First on-sky results of a FIOS prototype, a Fabry Perot Based Instrument for Oxygen Searches
Abstract
The upcoming Extremely Large Telescopes (ELTs) are expected to have the collecting area required to detect potential biosignature gases such as molecular oxygen, O2, in the atmosphere of terrestrial planets around nearby stars. One of the most promising detection methods is transmission spectroscopy. To maximize our capability to detect O2 using this method, spectral resolutions R≥ 300,000 are required to fully resolve the absorption lines in an Earth-like exoplanet atmosphere and disentangle the signal from telluric lines. Current high-resolution spectrographs typically achieve a spectral resolution of R100,000. Increasing the resolution in seeing limited observations/instruments requires drastically larger optical components, making these instruments even more expensive and hard to fabricate and assemble. Instead, we demonstrate a new approach to high-resolution spectroscopy. We implemented an ultra-high spectral resolution booster to be coupled in front of a high-resolution spectrograph. The instrument is based on a chained Fabry Perot array which generates a hyperfine spectral profile. We present on-sky telluric observations with a lab demonstrator.
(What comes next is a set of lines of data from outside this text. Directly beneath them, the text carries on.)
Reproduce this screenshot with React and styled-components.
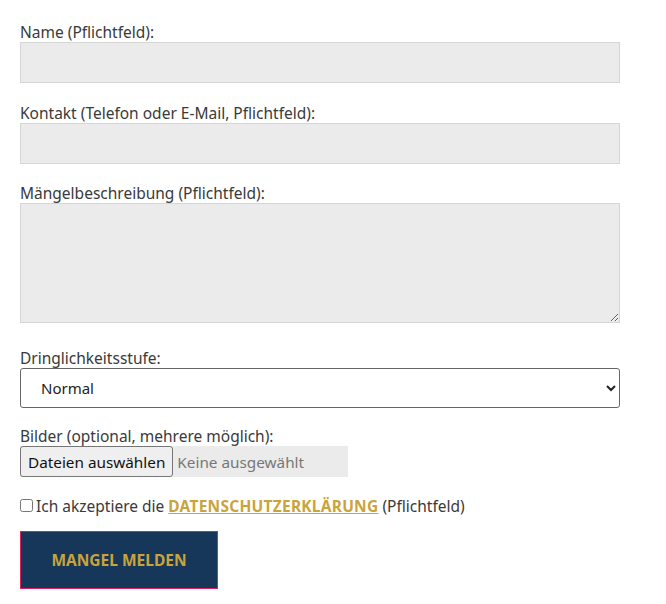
import React from "react";
import styled, { createGlobalStyle } from "styled-components";

// Mängelmeldung form

const GlobalStyle = createGlobalStyle`
  body {
    margin: 0;
    background: #ffffff;
    font-family: "Noto Sans", "Open Sans", sans-serif;
    color: #3a3a3a;
  }
`;

const Form = styled.form`
  display: flex;
  flex-direction: column;
  width: 600px;
  padding: 22px 20px 0 20px;
`;

const Field = styled.div`
  display: flex;
  flex-direction: column;
  margin-bottom: ${(p) => p.gap || 19}px;
`;

const Label = styled.label`
  font-size: 15.5px;
  line-height: 20px;
  color: #3a3a3a;
`;

const TextInput = styled.input`
  box-sizing: border-box;
  width: 600px;
  height: 41px;
  background: #ebebeb;
  border: 1px solid #d6d6d6;
  border-radius: 0;
  outline: none;
`;

const TextArea = styled.textarea`
  box-sizing: border-box;
  width: 600px;
  height: 120px;
  background: #ebebeb;
  border: 1px solid #d6d6d6;
  border-radius: 0;
  display: block;
  outline: none;
`;

const Select = styled.select`
  box-sizing: border-box;
  width: 600px;
  height: 40px;
  padding: 0 16px;
  font-family: "Noto Sans", sans-serif;
  font-size: 15px;
  color: #222;
  background: #fff;
  border: 1px solid #666;
  border-radius: 3px;
`;

const FileBox = styled.div`
  display: flex;
  align-items: center;
  width: 328px;
  height: 31px;
  background: #ebebeb;
`;

const FileButton = styled.span`
  box-sizing: border-box;
  display: flex;
  align-items: center;
  height: 31px;
  padding: 0 7px;
  font-size: 15.3px;
  color: #111;
  background: #efefef;
  border: 1px solid #767676;
  border-radius: 3px;
`;

const FileName = styled.span`
  font-size: 15.3px;
  color: #777;
  margin-left: 4px;
`;

const CheckRow = styled.div`
  display: flex;
  align-items: center;
  font-size: 15.5px;
  line-height: 20px;
  color: #3a3a3a;
  margin-bottom: 15px;

  input {
    margin: 0 3px 2px 0;
    width: 13px;
    height: 13px;
  }
`;

const Link = styled.a`
  color: #c9a43c;
  font-weight: 700;
  letter-spacing: 0.25px;
  text-decoration: underline;
  margin: 0 4px;
`;

const Submit = styled.button`
  box-sizing: border-box;
  width: 198px;
  height: 58px;
  background: #17375a;
  border: 1px solid #d8245c;
  color: #c9a43c;
  font-family: "Noto Sans", sans-serif;
  font-weight: 700;
  font-size: 15.5px;
  letter-spacing: 0;
  text-transform: uppercase;
`;

const App = () => {
  return (
    <>
      <GlobalStyle />
      <Form onSubmit={(e) => e.preventDefault()}>
        <Field gap={20}>
          <Label>Name (Pflichtfeld):</Label>
          <TextInput type="text" />
        </Field>
        <Field>
          <Label>Kontakt (Telefon oder E-Mail, Pflichtfeld):</Label>
          <TextInput type="text" />
        </Field>
        <Field gap={25}>
          <Label>Mängelbeschreibung (Pflichtfeld):</Label>
          <TextArea />
        </Field>
        <Field gap={18}>
          <Label>Dringlichkeitsstufe:</Label>
          <Select defaultValue="normal">
            <option value="normal">Normal</option>
            <option value="hoch">Hoch</option>
            <option value="dringend">Dringend</option>
          </Select>
        </Field>
        <Field gap={19}>
          <Label>Bilder (optional, mehrere möglich):</Label>
          <FileBox>
            <FileButton>Dateien auswählen</FileButton>
            <FileName>Keine ausgewählt</FileName>
          </FileBox>
        </Field>
        <CheckRow>
          <input type="checkbox" />
          Ich akzeptiere die
          <Link href="#">DATENSCHUTZERKLÄRUNG</Link>
          (Pflichtfeld)
        </CheckRow>
        <div>
          <Submit type="submit">Mangel melden</Submit>
        </div>
      </Form>
    </>
  );
};

export default App;
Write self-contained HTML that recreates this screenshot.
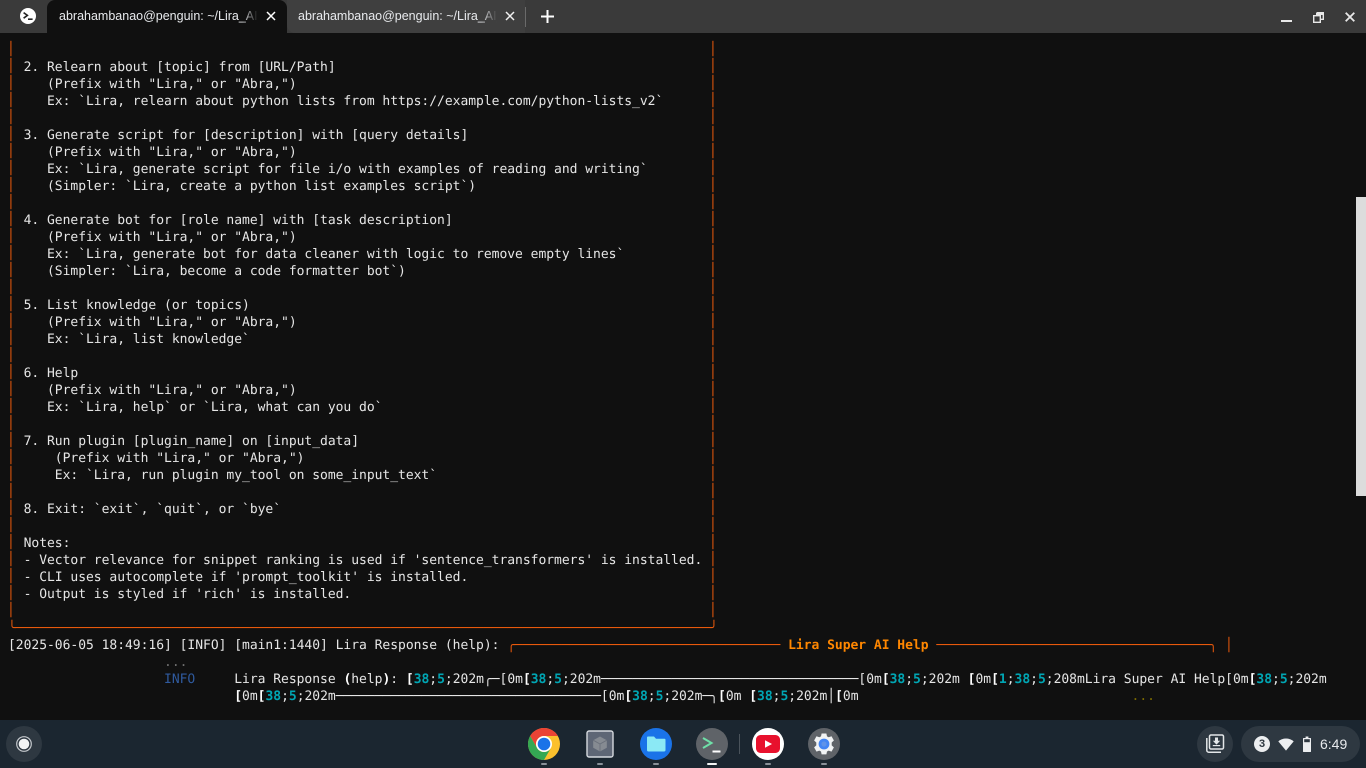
<!DOCTYPE html>
<html>
<head>
<meta charset="utf-8">
<style>
html,body{margin:0;padding:0;width:1366px;height:768px;overflow:hidden;background:#101010}
#bar{position:absolute;left:0;top:0;width:1366px;height:33px;background:#3a3a3a}
.tab{position:absolute;top:0;height:33px}
#t1{left:47px;width:240px;background:#101010;border-radius:8px 8px 0 0}
#t2{left:287px;width:238px;background:#3f3f3f;border-radius:0 0 0 8px}
.tt{position:absolute;top:0;height:33px;line-height:33px;width:199px;overflow:hidden;white-space:nowrap;font:12.5px/33px "Liberation Sans",sans-serif;color:#e8eaed;-webkit-mask-image:linear-gradient(to right,#000 92%,transparent 100%);mask-image:linear-gradient(to right,#000 92%,transparent 100%)}
pre{position:absolute;margin:0;font-family:"DejaVu Sans Mono","Liberation Mono",monospace;font-size:13px;line-height:17px;letter-spacing:-0.026px;color:#e6e6e6;text-rendering:geometricPrecision;font-kerning:none;white-space:pre}
.o{color:#e8590c}
.t{color:#ff8700;font-weight:bold}
.b{font-weight:bold;color:#fff}
i{font-style:normal;font-weight:bold;color:#00a6b4}
.blue{color:#2f5a9e}
.dim{color:#6f6f6f}
.yl{color:#7b6a00}
#sb{position:absolute;left:1356px;top:197px;width:10px;height:299px;background:#dcdcdc}
#shelf{position:absolute;left:0;top:720px;width:1366px;height:48px;background:#1b2630}
svg{position:absolute;display:block}
.d{position:absolute;top:763px;height:2px;width:6px;background:#8a9199;border-radius:1px}
#clock{position:absolute;left:1320px;top:735px;font:14px/18px "Liberation Sans",sans-serif;color:#e8eaed}
</style>
</head>
<body>
<div id="bar"></div>
<div class="tab" id="t1"></div>
<div class="tab" id="t2"></div>
<div class="tt" style="left:59px">abrahambanao@penguin: ~/Lira_AI_</div>
<div class="tt" style="left:298px">abrahambanao@penguin: ~/Lira_AI_</div>

<svg style="left:20px;top:8px" width="16" height="16" viewBox="0 0 16 16"><circle cx="8" cy="8" r="8" fill="#fff"/><path d="M3.6 4.6 7.4 7.4 3.6 10.2" fill="none" stroke="#222" stroke-width="1.6"/><path d="M8 11.2h4.6" stroke="#222" stroke-width="1.6"/></svg>
<svg style="left:266px;top:11px" width="10" height="10" viewBox="0 0 10 10"><path d="M1 1l8 8M9 1l-8 8" stroke="#fff" stroke-width="1.5"/></svg>
<svg style="left:505px;top:11px" width="10" height="10" viewBox="0 0 10 10"><path d="M1 1l8 8M9 1l-8 8" stroke="#f1f1f1" stroke-width="1.5"/></svg>
<div style="position:absolute;left:525px;top:7px;width:1px;height:20px;background:#6a6a6a"></div>
<svg style="left:541px;top:10px" width="13" height="13" viewBox="0 0 13 13"><path d="M6.5 0v13M0 6.5h13" stroke="#fff" stroke-width="2"/></svg>
<svg style="left:1281px;top:19px" width="11" height="4" viewBox="0 0 11 4"><rect y="1" width="11" height="2" fill="#e8e8e8"/></svg>
<svg style="left:1313px;top:12px" width="11" height="11" viewBox="0 0 11 11"><path d="M3.5.7h6.8v6.6H8" fill="none" stroke="#e8e8e8" stroke-width="1.4"/><rect x="3" y="1" width="7" height="2" fill="#e8e8e8"/><rect x=".7" y="3.7" width="6.6" height="6.6" fill="none" stroke="#e8e8e8" stroke-width="1.4"/></svg>
<svg style="left:1345px;top:12px" width="10" height="10" viewBox="0 0 10 10"><path d="M.7.7l8.6 8.6M9.3.7L.7 9.3" stroke="#e8e8e8" stroke-width="1.8"/></svg>

<pre class="o" style="left:7px;top:41px">│
│
│
│
│
│
│
│
│
│
│
│
│
│
│
│
│
│
│
│
│
│
│
│
│
│
│
│
│
│
│
│
│
│</pre>
<pre class="o" style="left:709px;top:41px">│
│
│
│
│
│
│
│
│
│
│
│
│
│
│
│
│
│
│
│
│
│
│
│
│
│
│
│
│
│
│
│
│
│</pre>
<pre style="left:8px;top:42px">

  2. Relearn about [topic] from [URL/Path]
     (Prefix with "Lira," or "Abra,")
     Ex: `Lira, relearn about python lists from https://example.com/python-lists_v2`

  3. Generate script for [description] with [query details]
     (Prefix with "Lira," or "Abra,")
     Ex: `Lira, generate script for file i/o with examples of reading and writing`
     (Simpler: `Lira, create a python list examples script`)

  4. Generate bot for [role name] with [task description]
     (Prefix with "Lira," or "Abra,")
     Ex: `Lira, generate bot for data cleaner with logic to remove empty lines`
     (Simpler: `Lira, become a code formatter bot`)

  5. List knowledge (or topics)
     (Prefix with "Lira," or "Abra,")
     Ex: `Lira, list knowledge`

  6. Help
     (Prefix with "Lira," or "Abra,")
     Ex: `Lira, help` or `Lira, what can you do`

  7. Run plugin [plugin_name] on [input_data]
      (Prefix with "Lira," or "Abra,")
      Ex: `Lira, run plugin my_tool on some_input_text`

  8. Exit: `exit`, `quit`, or `bye`

  Notes:
  - Vector relevance for snippet ranking is used if 'sentence_transformers' is installed.
  - CLI uses autocomplete if 'prompt_toolkit' is installed.
  - Output is styled if 'rich' is installed.

<span class="o">╰─────────────────────────────────────────────────────────────────────────────────────────╯</span>
[2025-06-05 18:49:16] [INFO] [main1:1440] Lira Response (help): <span class="o">╭──────────────────────────────────</span> <span class="t">Lira Super AI Help</span> <span class="o">───────────────────────────────────╮</span> <span class="o">│</span>
                    <span class="dim">...</span>
                    <span class="blue">INFO</span>     Lira Response <span class="b">(</span>help<span class="b">)</span>: <span class="b">[</span><i>38</i>;<i>5</i>;202m╭─[0m<span class="b">[</span><i>38</i>;<i>5</i>;202m─────────────────────────────────[0m<span class="b">[</span><i>38</i>;<i>5</i>;202m <span class="b">[</span>0m<span class="b">[</span><i>1</i>;<i>38</i>;<i>5</i>;208mLira Super AI Help[0m<span class="b">[</span><i>38</i>;<i>5</i>;202m
                             <span class="b">[</span>0m<span class="b">[</span><i>38</i>;<i>5</i>;202m──────────────────────────────────[0m<span class="b">[</span><i>38</i>;<i>5</i>;202m─╮<span class="b">[</span>0m <span class="b">[</span><i>38</i>;<i>5</i>;202m│<span class="b">[</span>0m                                   <span class="yl">...</span></pre>

<div id="sb"></div>
<div id="shelf"></div>

<svg style="left:6px;top:726px" width="36" height="36" viewBox="0 0 36 36"><circle cx="18" cy="18" r="18" fill="#2e3841"/><circle cx="18" cy="18" r="7.3" fill="none" stroke="#c4c8cc" stroke-width="1.2"/><circle cx="18" cy="18" r="5.3" fill="#f1f3f4"/></svg>

<!-- Chrome -->
<svg style="left:528px;top:728px" width="32" height="32" viewBox="0 0 32 32"><circle cx="16" cy="16" r="16" fill="#fbc02d"/><path d="M2.14 8A16 16 0 0 1 29.86 8H16A8 8 0 0 0 9.07 20Z" fill="#ea4335"/><path d="M2.14 8A16 16 0 0 0 16 32L22.93 20A8 8 0 0 1 9.07 20Z" fill="#34a853"/><circle cx="16" cy="16" r="8" fill="#fff"/><circle cx="16" cy="16" r="6.3" fill="#1a73e8"/></svg>
<!-- Box -->
<svg style="left:586px;top:730px" width="28" height="28" viewBox="0 0 28 28"><rect x="1" y="1" width="26" height="26" rx="2" fill="#5e6675" stroke="#d5d9de" stroke-width="1.4"/><path d="M14 6.5 20.8 10.2V17.8L14 21.5 7.2 17.8V10.2Z" fill="#868b92"/><path d="M7.2 10.2 14 14 20.8 10.2M14 14v7.5" fill="none" stroke="#6a707b" stroke-width=".9"/></svg>
<!-- Files -->
<svg style="left:640px;top:728px" width="32" height="32" viewBox="0 0 32 32"><circle cx="16" cy="16" r="16" fill="#1a73e8"/><path d="M7 9.5a1 1 0 0 1 1-1h6l2 2.2h8.5a1 1 0 0 1 1 1V22a1.5 1.5 0 0 1-1.5 1.5H8.5A1.5 1.5 0 0 1 7 22Z" fill="#8be9f5"/></svg>
<!-- Terminal -->
<svg style="left:696px;top:728px" width="32" height="32" viewBox="0 0 32 32"><circle cx="16" cy="16" r="16" fill="#5f6368"/><path d="M7 10 15.5 15 7 20" fill="none" stroke="#6fe0a8" stroke-width="2"/><path d="M16.5 23.5h8" stroke="#fff" stroke-width="2"/></svg>
<div style="position:absolute;left:739px;top:734px;width:1px;height:20px;background:#4a535b"></div>
<!-- YouTube -->
<svg style="left:752px;top:728px" width="32" height="32" viewBox="0 0 32 32"><circle cx="16" cy="16" r="16" fill="#fff"/><rect x="4" y="7" width="24" height="18" rx="4.5" fill="#e8112d"/><path d="M13 12.2 20 16 13 19.8Z" fill="#fff"/></svg>
<!-- Settings -->
<svg style="left:808px;top:728px" width="32" height="32" viewBox="0 0 32 32"><circle cx="16" cy="16" r="16" fill="#5f6368"/><path d="M13.6 5.5h4.8l.6 2.9 1.7.9 2.8-1 2.4 4.2-2.2 2v2.9l2.2 2-2.4 4.2-2.8-1-1.7.9-.6 2.9h-4.8l-.6-2.9-1.7-.9-2.8 1-2.4-4.2 2.2-2v-2.9l-2.2-2 2.4-4.2 2.8 1 1.7-.9Z" fill="#f1f3f4"/><circle cx="16" cy="16" r="5.4" fill="#4285f4"/><circle cx="16" cy="16" r="2.6" fill="#5f93e8"/></svg>

<div class="d" style="left:541px"></div>
<div class="d" style="left:597px"></div>
<div class="d" style="left:653px"></div>
<div class="d" style="left:707px;width:10px;background:#f1f3f4"></div>
<div class="d" style="left:765px"></div>
<div class="d" style="left:821px"></div>

<!-- Holding space -->
<svg style="left:1197px;top:726px" width="36" height="36" viewBox="0 0 36 36"><circle cx="18" cy="18" r="18" fill="#2e3841"/><rect x="12.5" y="9" width="14" height="14" rx="1.5" fill="none" stroke="#e3e6e8" stroke-width="1.5"/><path d="M9.8 12v12.2a2 2 0 0 0 2 2H24" fill="none" stroke="#e3e6e8" stroke-width="1.5"/><path d="M18 11.5h3v3.2h2.2L19.5 18.6 15.8 14.7H18Z" fill="#e3e6e8"/><path d="M15.8 19.6h7.4" stroke="#e3e6e8" stroke-width="1.2"/></svg>

<div style="position:absolute;left:1241px;top:726px;width:119px;height:36px;border-radius:18px;background:#2e3841"></div>
<svg style="left:1254px;top:736px" width="16" height="16" viewBox="0 0 16 16"><circle cx="8" cy="8" r="8" fill="#eceef0"/></svg>
<div style="position:absolute;left:1254px;top:736px;width:16px;height:16px;text-align:center;font:bold 11px/16px 'Liberation Sans',sans-serif;color:#2e3841">3</div>
<svg style="left:1278px;top:738px" width="16" height="13" viewBox="0 0 16 13"><path d="M.3 3.4C4.6-.4 11.4-.4 15.7 3.4L8 12.6Z" fill="#eceef0"/></svg>
<svg style="left:1303px;top:736px" width="8" height="16" viewBox="0 0 8 16"><path d="M2.6.5h2.8V2H7.5a.5.5 0 0 1 .5.5v13a.5.5 0 0 1-.5.5H.5a.5.5 0 0 1-.5-.5v-13A.5.5 0 0 1 .5 2h2.1Z" fill="#eceef0"/><rect x="1.2" y="3.2" width="5.6" height="3" fill="#2e3841"/></svg>
<div id="clock">6:49</div>
</body>
</html>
Depending on the configuration, this two-arm prototype reaches a resolution of R=250,000-350,000. After carefully modeling the prototype's behavior, we propose a Fabry Perot Interferometer (FPI) design for an eight-arm array configuration aimed at ELTs capable of exceeding R=300,000. The novel FPI resolution booster can be plugged in at the front end of an existing R=100,000 spectrograph to overwrite the spectral profile with a higher resolution for exoplanet atmosphere studies.